My grandfather was an aerospace engineer and a lover of innovative technology. As far back as I can remember, he could be found tinkering with a new gadget (purchased after hours spent pouring over consumer reports, of course) or building something on his own if he couldn’t find a product that suited his needs. He once built a ramp for getting his boat in the water with some plywood and cutting boards. He was an early adopter. He had the first computers, the first internet connections, the first digital-everything.
We called him Pop and he entertained his grandchildren’s innocent curiosities with great delight. Grandma and Pop had a water barometer in their kitchen. One day, my cousins and I inquired what would happen if you blew into it.
With a grin, he suggested we try it and find out:
If you’re familiar with how barometric pressure works, you know this didn’t end well for us, but it’s remained a favorite tale among cousins for nearly 20 years.
Pop took me to science museums and aircraft carrier tours and taught me to sail and tie knots. He gave me math problems and riddles. He asked me hard questions. He let me navigate, even when I took him an hour out of the way (really, who trusts a 4-year-old with directions to the bagel shop?)
Pop died nearly 10 years ago, but my grandmother recently relayed a story to me that I had never heard before, and quickly came to cherish:
(To no one’s surprise), I was a bossy child and I was a ham. I liked to command a room’s attention with stories and jokes from a young age. During one such spectacle, when I was maybe 5 or 6 years old, a number of adults in the room commented amongst themselves that I was destined for a career in theater: maybe an actress, maybe a director.
Pop turned to my grandmother and whispered, “No. She’ll be a CEO.”

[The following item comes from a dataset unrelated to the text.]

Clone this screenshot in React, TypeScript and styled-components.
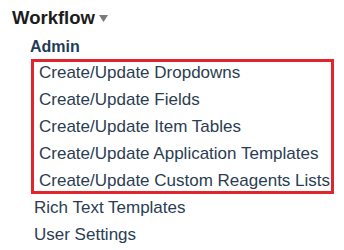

My grandfather was born in the 1930s and had a prominent career in engineering. It’s safe to say that there were few, if any, female CEOs in his ecosystem. Somehow, this didn’t stop him from imagining that future for his granddaughter. I wish he were here to see it become a reality. Pop’s Galileo thermometer sits on my bedroom shelf, a visual reminder to seek knowledge and pursue curiosity; try, and find out.